** What needs to be done **
How many lines of these entries include the string "TypeScript"? State the number alone.

— start of Raw records —

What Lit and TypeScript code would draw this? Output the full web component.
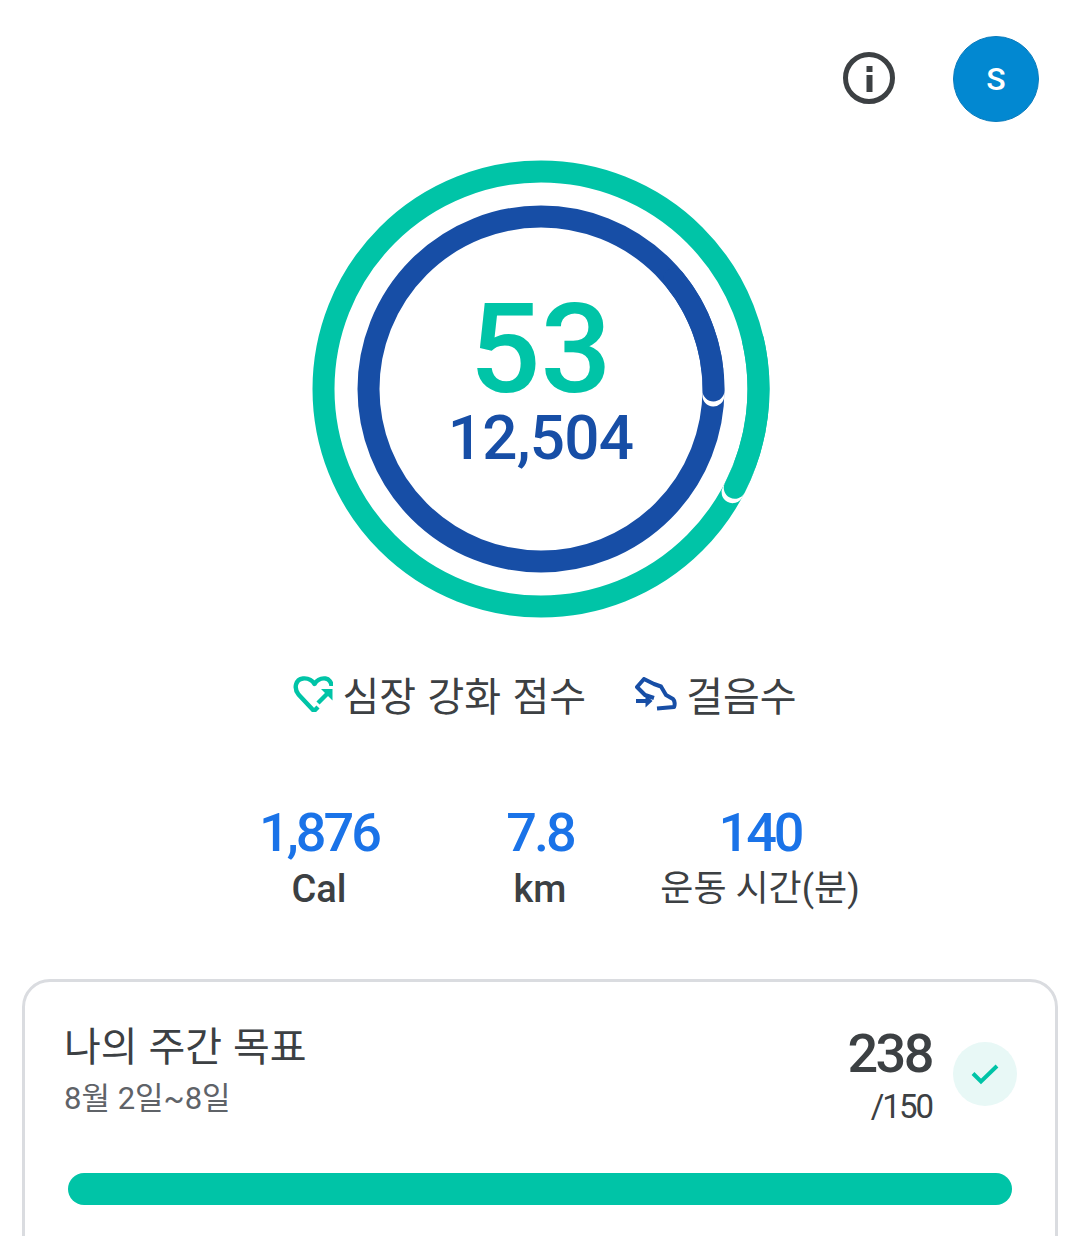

— end of Raw records —
— start of Raw records —

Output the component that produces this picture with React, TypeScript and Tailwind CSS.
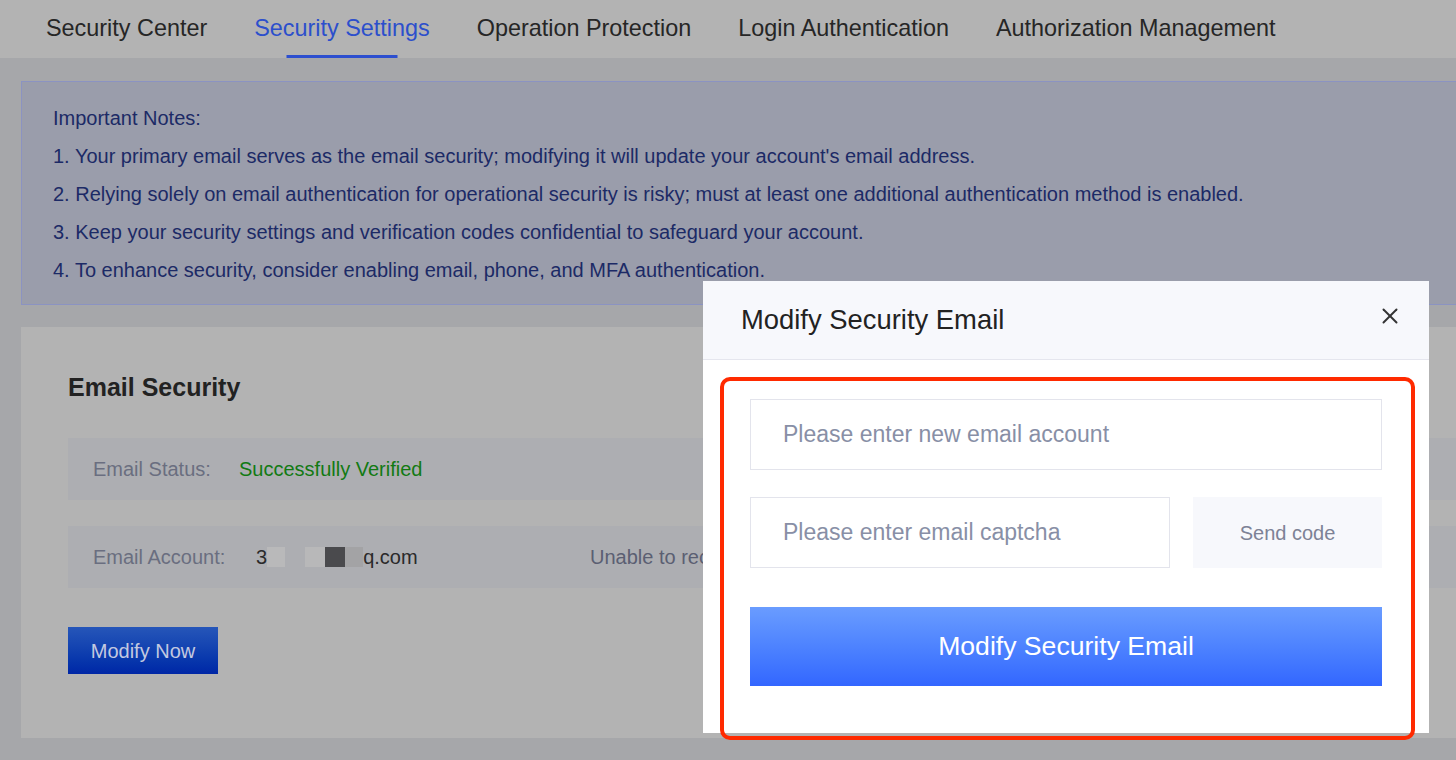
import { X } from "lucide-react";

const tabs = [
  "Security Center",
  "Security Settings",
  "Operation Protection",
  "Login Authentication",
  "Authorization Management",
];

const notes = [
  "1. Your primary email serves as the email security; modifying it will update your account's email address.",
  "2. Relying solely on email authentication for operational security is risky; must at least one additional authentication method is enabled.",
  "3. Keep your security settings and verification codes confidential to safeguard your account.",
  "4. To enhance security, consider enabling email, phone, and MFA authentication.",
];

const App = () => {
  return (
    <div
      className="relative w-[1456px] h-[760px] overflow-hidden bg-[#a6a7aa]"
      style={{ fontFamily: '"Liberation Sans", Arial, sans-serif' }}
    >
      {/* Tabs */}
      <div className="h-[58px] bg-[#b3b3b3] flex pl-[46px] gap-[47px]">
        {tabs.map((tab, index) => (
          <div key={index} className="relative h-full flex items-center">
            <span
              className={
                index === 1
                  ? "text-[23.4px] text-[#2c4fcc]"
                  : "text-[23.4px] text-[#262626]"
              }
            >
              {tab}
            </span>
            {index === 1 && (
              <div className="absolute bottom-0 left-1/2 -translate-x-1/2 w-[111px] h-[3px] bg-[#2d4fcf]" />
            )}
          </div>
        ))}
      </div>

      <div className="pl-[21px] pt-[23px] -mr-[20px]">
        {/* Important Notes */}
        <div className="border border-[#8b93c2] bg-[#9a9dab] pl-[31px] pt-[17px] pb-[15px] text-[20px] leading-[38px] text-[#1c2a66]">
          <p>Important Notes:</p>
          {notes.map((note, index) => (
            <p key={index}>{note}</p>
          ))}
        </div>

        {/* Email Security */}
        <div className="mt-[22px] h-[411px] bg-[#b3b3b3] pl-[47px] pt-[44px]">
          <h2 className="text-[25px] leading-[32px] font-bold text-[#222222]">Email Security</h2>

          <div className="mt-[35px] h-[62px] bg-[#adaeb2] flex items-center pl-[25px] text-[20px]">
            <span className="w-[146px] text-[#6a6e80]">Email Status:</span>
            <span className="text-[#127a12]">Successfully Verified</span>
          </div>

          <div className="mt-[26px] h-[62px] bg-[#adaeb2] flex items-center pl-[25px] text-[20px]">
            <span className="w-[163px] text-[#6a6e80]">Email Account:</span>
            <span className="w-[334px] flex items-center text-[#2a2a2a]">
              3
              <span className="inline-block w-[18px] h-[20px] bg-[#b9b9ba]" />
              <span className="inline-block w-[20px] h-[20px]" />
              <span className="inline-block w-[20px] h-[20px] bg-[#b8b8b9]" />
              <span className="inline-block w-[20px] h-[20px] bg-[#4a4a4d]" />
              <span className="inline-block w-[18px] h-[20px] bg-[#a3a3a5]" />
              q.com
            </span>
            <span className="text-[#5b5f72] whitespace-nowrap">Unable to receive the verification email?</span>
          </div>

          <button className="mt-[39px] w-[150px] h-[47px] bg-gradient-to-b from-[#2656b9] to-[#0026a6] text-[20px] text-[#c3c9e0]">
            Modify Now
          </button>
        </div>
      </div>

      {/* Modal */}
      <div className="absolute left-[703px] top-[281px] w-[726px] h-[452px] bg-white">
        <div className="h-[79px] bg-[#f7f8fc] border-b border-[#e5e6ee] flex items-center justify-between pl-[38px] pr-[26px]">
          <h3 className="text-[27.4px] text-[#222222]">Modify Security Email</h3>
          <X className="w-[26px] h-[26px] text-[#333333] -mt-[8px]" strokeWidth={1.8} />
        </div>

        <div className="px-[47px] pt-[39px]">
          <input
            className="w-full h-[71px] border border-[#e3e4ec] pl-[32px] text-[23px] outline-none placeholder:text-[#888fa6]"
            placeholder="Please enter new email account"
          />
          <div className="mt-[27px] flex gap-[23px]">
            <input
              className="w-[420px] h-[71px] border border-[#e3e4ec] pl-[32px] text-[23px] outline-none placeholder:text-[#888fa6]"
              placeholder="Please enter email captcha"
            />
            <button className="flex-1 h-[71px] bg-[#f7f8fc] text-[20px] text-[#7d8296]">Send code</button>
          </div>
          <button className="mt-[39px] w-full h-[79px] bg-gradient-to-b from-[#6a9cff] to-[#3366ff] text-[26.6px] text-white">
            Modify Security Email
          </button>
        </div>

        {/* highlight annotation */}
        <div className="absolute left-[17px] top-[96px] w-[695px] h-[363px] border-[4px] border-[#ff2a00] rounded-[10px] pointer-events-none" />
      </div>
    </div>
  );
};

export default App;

— end of Raw records —

** Result for this task **
2